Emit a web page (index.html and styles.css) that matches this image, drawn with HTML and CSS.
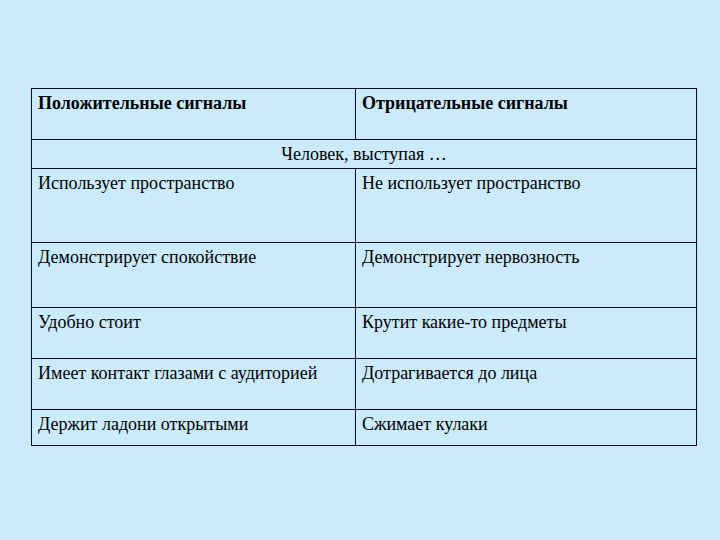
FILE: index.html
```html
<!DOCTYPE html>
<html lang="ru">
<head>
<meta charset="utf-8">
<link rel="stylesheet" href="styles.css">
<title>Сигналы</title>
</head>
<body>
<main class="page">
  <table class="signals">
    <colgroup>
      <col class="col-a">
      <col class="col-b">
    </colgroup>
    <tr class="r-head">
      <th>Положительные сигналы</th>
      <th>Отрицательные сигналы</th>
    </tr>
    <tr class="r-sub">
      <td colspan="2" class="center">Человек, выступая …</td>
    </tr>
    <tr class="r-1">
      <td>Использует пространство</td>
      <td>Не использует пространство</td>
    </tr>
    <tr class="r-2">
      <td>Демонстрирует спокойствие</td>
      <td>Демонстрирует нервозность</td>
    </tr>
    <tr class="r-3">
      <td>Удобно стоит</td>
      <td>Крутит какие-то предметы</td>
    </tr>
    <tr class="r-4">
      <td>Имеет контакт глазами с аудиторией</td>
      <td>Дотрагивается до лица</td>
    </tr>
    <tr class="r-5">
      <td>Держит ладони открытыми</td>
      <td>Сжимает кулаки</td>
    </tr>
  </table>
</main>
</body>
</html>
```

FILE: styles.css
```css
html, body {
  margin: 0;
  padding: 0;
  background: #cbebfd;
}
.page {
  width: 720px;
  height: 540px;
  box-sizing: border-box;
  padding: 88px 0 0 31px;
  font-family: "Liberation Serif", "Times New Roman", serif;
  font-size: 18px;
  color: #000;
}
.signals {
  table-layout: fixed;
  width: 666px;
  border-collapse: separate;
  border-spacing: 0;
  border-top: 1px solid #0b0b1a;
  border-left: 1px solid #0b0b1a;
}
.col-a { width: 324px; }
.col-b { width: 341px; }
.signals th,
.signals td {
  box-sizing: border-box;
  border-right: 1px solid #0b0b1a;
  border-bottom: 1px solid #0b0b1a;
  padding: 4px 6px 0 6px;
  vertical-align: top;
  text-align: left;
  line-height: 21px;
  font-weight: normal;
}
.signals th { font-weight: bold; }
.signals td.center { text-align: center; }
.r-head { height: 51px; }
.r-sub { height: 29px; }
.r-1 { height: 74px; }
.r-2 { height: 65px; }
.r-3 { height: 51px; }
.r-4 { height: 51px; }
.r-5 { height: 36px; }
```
......
* _WHAT YOU SHOULD DO_
Skipping the pictures, transcribe each line above exactly as it appears.

* _ANSWER TO THIS TASK_
Emit a web page (index.html and styles.css) that matches this image, drawn with HTML and CSS.
FILE: index.html
```html
<!DOCTYPE html>
<html lang="ru">
<head>
<meta charset="utf-8">
<link rel="stylesheet" href="styles.css">
<title>Сигналы</title>
</head>
<body>
<main class="page">
  <table class="signals">
    <colgroup>
      <col class="col-a">
      <col class="col-b">
    </colgroup>
    <tr class="r-head">
      <th>Положительные сигналы</th>
      <th>Отрицательные сигналы</th>
    </tr>
    <tr class="r-sub">
      <td colspan="2" class="center">Человек, выступая …</td>
    </tr>
    <tr class="r-1">
      <td>Использует пространство</td>
      <td>Не использует пространство</td>
    </tr>
    <tr class="r-2">
      <td>Демонстрирует спокойствие</td>
      <td>Демонстрирует нервозность</td>
    </tr>
    <tr class="r-3">
      <td>Удобно стоит</td>
      <td>Крутит какие-то предметы</td>
    </tr>
    <tr class="r-4">
      <td>Имеет контакт глазами с аудиторией</td>
      <td>Дотрагивается до лица</td>
    </tr>
    <tr class="r-5">
      <td>Держит ладони открытыми</td>
      <td>Сжимает кулаки</td>
    </tr>
  </table>
</main>
</body>
</html>
```

FILE: styles.css
```css
html, body {
  margin: 0;
  padding: 0;
  background: #cbebfd;
}
.page {
  width: 720px;
  height: 540px;
  box-sizing: border-box;
  padding: 88px 0 0 31px;
  font-family: "Liberation Serif", "Times New Roman", serif;
  font-size: 18px;
  color: #000;
}
.signals {
  table-layout: fixed;
  width: 666px;
  border-collapse: separate;
  border-spacing: 0;
  border-top: 1px solid #0b0b1a;
  border-left: 1px solid #0b0b1a;
}
.col-a { width: 324px; }
.col-b { width: 341px; }
.signals th,
.signals td {
  box-sizing: border-box;
  border-right: 1px solid #0b0b1a;
  border-bottom: 1px solid #0b0b1a;
  padding: 4px 6px 0 6px;
  vertical-align: top;
  text-align: left;
  line-height: 21px;
  font-weight: normal;
}
.signals th { font-weight: bold; }
.signals td.center { text-align: center; }
.r-head { height: 51px; }
.r-sub { height: 29px; }
.r-1 { height: 74px; }
.r-2 { height: 65px; }
.r-3 { height: 51px; }
.r-4 { height: 51px; }
.r-5 { height: 36px; }
```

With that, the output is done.